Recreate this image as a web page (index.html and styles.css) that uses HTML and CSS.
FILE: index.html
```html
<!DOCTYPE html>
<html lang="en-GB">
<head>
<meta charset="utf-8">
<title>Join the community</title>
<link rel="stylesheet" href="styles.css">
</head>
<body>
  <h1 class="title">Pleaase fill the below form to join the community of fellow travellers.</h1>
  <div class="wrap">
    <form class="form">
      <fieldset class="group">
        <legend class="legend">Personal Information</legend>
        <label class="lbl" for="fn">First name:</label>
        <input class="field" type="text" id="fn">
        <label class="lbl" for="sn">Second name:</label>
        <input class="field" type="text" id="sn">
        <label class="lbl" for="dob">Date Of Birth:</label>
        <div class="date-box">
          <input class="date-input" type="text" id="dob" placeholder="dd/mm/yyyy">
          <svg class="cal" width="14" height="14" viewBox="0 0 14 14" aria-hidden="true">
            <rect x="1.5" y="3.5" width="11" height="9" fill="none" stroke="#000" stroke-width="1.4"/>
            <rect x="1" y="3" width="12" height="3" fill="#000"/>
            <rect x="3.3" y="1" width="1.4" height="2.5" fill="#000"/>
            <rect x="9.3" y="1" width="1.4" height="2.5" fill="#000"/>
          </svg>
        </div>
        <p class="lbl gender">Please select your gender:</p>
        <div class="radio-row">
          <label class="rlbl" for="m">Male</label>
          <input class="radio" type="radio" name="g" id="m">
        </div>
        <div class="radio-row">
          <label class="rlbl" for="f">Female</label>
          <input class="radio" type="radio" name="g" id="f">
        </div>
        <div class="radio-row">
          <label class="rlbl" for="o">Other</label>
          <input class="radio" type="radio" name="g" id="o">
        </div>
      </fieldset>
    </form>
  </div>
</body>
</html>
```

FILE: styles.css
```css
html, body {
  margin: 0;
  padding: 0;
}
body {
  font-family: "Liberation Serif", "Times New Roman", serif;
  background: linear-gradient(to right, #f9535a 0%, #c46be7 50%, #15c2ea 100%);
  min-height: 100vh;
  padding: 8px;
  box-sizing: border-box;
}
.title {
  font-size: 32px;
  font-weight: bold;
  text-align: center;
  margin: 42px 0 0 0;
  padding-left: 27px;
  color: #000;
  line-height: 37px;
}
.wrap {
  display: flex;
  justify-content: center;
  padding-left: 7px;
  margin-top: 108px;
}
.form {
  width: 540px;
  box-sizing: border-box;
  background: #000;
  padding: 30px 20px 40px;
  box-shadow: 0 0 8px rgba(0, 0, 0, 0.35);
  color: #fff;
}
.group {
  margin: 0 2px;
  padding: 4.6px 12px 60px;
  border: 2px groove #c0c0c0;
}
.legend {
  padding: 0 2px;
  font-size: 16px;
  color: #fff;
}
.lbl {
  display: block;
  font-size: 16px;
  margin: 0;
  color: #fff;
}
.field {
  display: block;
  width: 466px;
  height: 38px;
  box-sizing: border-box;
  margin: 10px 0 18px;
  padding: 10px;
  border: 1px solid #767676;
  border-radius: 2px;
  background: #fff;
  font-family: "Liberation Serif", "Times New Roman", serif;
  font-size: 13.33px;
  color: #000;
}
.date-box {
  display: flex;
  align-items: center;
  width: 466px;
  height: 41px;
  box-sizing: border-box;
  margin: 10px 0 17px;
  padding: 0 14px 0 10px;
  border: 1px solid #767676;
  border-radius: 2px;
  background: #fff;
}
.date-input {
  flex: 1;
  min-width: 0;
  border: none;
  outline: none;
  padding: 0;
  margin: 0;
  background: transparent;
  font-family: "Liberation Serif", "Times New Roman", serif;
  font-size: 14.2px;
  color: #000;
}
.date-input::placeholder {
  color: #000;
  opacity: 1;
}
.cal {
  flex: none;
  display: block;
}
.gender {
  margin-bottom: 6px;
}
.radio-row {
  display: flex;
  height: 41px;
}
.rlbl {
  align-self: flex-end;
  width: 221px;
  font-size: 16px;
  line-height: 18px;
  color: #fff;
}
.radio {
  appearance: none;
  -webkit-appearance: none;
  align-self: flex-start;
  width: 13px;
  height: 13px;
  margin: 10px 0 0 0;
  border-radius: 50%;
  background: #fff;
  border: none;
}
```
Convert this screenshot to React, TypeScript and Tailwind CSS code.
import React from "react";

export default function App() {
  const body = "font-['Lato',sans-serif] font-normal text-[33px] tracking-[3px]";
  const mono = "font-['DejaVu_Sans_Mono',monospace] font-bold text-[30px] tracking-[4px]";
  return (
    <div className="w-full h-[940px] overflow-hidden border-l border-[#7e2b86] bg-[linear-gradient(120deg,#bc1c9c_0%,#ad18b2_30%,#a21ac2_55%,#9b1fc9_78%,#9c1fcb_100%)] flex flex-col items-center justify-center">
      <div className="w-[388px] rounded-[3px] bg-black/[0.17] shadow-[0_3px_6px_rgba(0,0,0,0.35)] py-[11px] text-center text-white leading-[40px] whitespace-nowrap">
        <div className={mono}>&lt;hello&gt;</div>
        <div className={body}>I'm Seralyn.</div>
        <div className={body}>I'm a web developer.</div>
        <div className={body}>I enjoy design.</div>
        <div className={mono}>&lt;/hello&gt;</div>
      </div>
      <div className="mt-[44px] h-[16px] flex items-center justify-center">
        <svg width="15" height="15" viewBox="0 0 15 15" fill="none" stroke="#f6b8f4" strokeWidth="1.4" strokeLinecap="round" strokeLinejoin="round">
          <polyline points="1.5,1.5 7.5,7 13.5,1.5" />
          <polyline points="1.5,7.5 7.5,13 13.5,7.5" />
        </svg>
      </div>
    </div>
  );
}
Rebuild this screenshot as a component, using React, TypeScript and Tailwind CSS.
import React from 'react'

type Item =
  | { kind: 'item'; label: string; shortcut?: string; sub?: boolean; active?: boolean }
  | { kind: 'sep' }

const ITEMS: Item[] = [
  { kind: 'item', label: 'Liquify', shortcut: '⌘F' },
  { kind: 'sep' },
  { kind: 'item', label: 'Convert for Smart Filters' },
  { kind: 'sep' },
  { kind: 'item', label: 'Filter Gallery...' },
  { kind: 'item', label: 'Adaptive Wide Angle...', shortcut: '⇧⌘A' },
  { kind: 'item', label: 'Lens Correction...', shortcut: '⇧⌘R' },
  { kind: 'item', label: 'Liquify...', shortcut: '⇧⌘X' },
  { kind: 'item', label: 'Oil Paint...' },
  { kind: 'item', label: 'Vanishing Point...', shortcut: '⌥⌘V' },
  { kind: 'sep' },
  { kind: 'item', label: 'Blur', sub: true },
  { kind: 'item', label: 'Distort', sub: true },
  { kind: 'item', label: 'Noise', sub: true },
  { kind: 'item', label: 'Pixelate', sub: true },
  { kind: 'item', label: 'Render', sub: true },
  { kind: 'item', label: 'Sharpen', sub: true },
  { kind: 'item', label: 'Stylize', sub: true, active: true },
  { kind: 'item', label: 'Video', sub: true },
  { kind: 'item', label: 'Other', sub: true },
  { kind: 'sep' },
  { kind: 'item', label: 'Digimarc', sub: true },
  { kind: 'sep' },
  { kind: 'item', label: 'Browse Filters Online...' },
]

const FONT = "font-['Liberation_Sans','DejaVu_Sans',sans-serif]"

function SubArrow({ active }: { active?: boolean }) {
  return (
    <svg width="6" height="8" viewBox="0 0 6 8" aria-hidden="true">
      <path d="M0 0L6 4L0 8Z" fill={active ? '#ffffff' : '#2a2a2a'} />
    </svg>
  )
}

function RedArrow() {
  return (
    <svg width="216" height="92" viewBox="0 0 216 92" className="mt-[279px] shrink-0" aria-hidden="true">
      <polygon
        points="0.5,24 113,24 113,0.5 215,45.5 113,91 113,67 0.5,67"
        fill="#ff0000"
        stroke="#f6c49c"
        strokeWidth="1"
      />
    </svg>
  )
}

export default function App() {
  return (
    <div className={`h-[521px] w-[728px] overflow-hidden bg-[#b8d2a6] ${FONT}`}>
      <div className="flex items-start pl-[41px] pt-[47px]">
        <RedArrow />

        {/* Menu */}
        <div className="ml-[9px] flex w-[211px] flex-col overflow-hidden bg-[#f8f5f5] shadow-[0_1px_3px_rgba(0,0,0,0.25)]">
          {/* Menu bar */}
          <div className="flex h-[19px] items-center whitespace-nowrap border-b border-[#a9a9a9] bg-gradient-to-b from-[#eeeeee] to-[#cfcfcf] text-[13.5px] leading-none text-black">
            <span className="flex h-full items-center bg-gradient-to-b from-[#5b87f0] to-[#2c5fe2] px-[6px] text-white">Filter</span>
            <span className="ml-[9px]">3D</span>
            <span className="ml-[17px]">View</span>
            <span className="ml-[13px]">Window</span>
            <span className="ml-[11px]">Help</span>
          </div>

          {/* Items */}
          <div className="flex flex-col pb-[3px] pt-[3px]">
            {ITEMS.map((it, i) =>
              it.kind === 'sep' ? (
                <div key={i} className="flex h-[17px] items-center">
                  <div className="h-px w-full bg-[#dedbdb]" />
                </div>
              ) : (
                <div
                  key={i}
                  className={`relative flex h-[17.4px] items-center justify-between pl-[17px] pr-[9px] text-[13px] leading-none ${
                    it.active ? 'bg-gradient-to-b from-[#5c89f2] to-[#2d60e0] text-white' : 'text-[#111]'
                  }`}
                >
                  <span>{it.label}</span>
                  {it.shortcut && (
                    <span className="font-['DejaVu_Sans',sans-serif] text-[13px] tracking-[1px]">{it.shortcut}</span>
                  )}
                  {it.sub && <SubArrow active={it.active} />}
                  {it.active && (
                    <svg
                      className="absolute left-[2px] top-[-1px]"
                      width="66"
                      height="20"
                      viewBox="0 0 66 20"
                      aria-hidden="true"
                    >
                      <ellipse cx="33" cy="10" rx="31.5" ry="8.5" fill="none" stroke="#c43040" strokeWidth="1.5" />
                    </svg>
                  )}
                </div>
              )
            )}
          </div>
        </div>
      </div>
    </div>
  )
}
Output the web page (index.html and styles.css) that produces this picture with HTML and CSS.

------------------------------

What is being asked:
From the entries above, copy each line holding "React".

Right answer:
Convert this screenshot to React, TypeScript and Tailwind CSS code.
import React from "react";
Rebuild this screenshot as a component, using React, TypeScript and Tailwind CSS.
import React from 'react'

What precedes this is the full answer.